AI Overviews and answer-engine behavior have been expanding for over a year. Google I/O 2026 continued that direction rather than introducing a sudden break. For most content creators, the underlying requirements haven’t changed dramatically:

  • Pages that clearly answer specific questions perform better than pages that talk around them
  • Content with credible sourcing, author attribution, and current information is more likely to be used as a reference
  • Sites with consistent, trustworthy entity signals (who you are, what you cover, when content was updated) continue to matter

What has shifted: the format in which answers appear, and the visibility of direct answers relative to ranked links. Teams can no longer assume a #3 ranking guarantees clicks. Some searches now produce a direct answer that satisfies the query without requiring a click through.

A Content Workflow for This Environment

Step 1: Audit your top pages for answer readiness. For each high-traffic or high-value page, identify: What is the primary question this page answers? Is the answer visible early — in the first 100 words, not buried below the fold? Is there a definition, a clear process, or a direct comparison? What evidence or sources support the claims?

Step 2: Rewrite high-value pages so the answer comes first. Lead with the answer, then support it. This works for humans who want to skim and for AI systems that extract direct answers. Concise definitions, numbered steps, comparison tables, decision criteria, and FAQs where real questions exist all help. Narrative context still matters — do not strip pages to thin lists. Keep the human usefulness primary.

Step 3: Strengthen trust and entity signals. Consistent product or service names across pages. Author bylines with relevant expertise. Source citations for factual claims. Original examples and data where you have them. Updated dates on pages that cover current information. These are not new SEO tactics — they are what makes content citable and trustworthy, which is exactly what AI answer systems need.

Step 4: Measure differently. If some high-intent queries now produce answers without clicks, click-through rate may fall for those queries even as visibility holds or grows. Track impressions and clicks together in Search Console. Also track branded search, direct traffic, referral sources, and assisted conversions — not only last-click organic traffic.

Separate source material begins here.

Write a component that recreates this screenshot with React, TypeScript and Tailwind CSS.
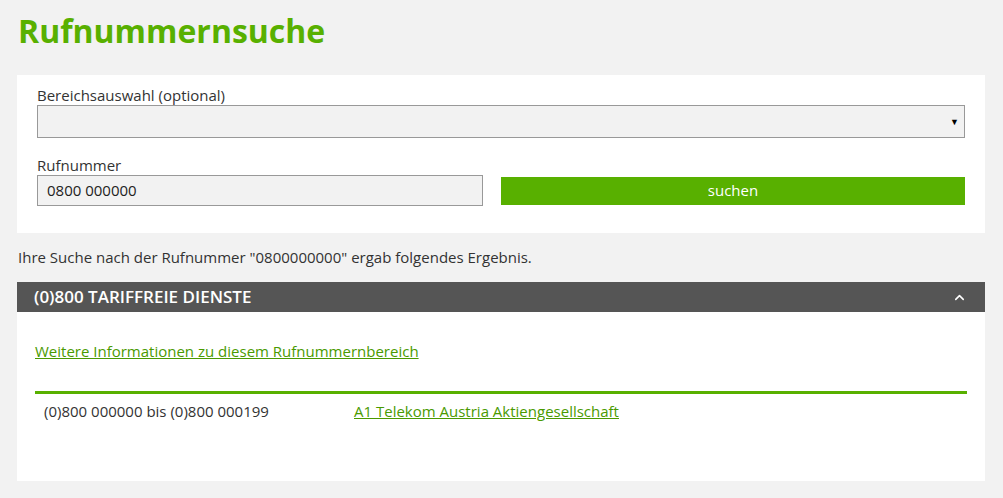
import { ChevronUp } from 'lucide-react';

const App = () => {
  return (
    <div className="min-h-screen bg-[#f2f2f2] text-[#333] font-['Open_Sans',sans-serif] text-[15px]">
      <div className="w-[968px] ml-[17px] pt-[9px]">
        <h1 className="text-[32px] font-bold text-[#58b000] leading-[44px] pl-px">
          Rufnummernsuche
        </h1>

        <div className="mt-[22px] bg-white px-5 pt-[10px] pb-[27px]">
          <label className="block leading-5">Bereichsauswahl (optional)</label>
          <div className="relative h-[33px] border border-[#999] bg-[#f2f2f2]">
            <span className="absolute right-[5px] top-[9px] text-[9px] text-black">▼</span>
          </div>

          <label className="block mt-[17px] leading-5">Rufnummer</label>
          <div className="flex items-center gap-[18px]">
            <div className="w-[446px] h-[31px] border border-[#999] bg-[#f2f2f2] flex items-center px-[9px] text-[#222]">
              0800 000000
            </div>
            <button className="flex-1 h-[28px] bg-[#58b000] text-white">suchen</button>
          </div>
        </div>

        <p className="mt-[14px] pl-px leading-5">
          Ihre Suche nach der Rufnummer "0800000000" ergab folgendes Ergebnis.
        </p>

        <div className="mt-[15px] h-[30px] bg-[#555] text-white flex items-center justify-between pl-[17px] pr-[18px]">
          <span className="font-semibold text-[17px]">(0)800 TARIFFREIE DIENSTE</span>
          <ChevronUp className="w-[15px] h-[15px]" strokeWidth={2.5} />
        </div>

        <div className="bg-white h-[169px] px-[18px] pt-[29px] leading-5">
          <div>
            <a href="#" className="text-[#4a9a00] underline">
              Weitere Informationen zu diesem Rufnummernbereich
            </a>
          </div>
          <div className="mt-[30px] border-t-[3px] border-[#58b000] flex pt-[7px] pl-[9px]">
            <span className="w-[310px]">(0)800 000000 bis (0)800 000199</span>
            <a href="#" className="text-[#4a9a00] underline">A1 Telekom Austria Aktiengesellschaft</a>
          </div>
        </div>
      </div>
    </div>
  );
};

export default App;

Add a manual SERP monitoring habit: check how your target queries appear in search today, not six months ago.

A Small-Team Operating Model

A realistic weekly process that does not require a full content team:

  • One 90-minute audit session: identify 10 priority pages for update
  • A simple spreadsheet: page URL, primary question, direct answer present (yes/no), evidence quality (1–3), date last updated, priority
  • Weekly: update 3–5 pages, focusing on direct answers, better evidence, and accuracy
  • Monthly: review Search Console impressions vs clicks for target queries; check for new AI Overview appearances on priority terms; adjust the update queue

What Not to Do

  • Mass-generate thin “answer pages” for every long-tail query — content volume without quality creates noise and dilutes the authority of better pages
  • Remove narrative context and depth in favor of bullet lists that hit keyword targets — thin structured content performs worse than thorough content that happens to be well-organized
  • Treat AI Overview appearance as a guaranteed outcome of any format — there is no confirmed method to force inclusion, and chasing it with low-quality content backfires
  • Stop measuring organic traffic altogether — clicks still matter for revenue, even if the click-to-impression ratio changes for some queries

Source: Writesonic — Google I/O 2026 Through an SEO and AEO Lens: What Actually Changed. Writesonic is an AI writing tool vendor. Specific Google I/O 2026 announcements should be verified against official Google Search Central documentation and Google’s developer blog. AI Overview behavior and search ranking factors are not fully publicly documented and may change without announcement.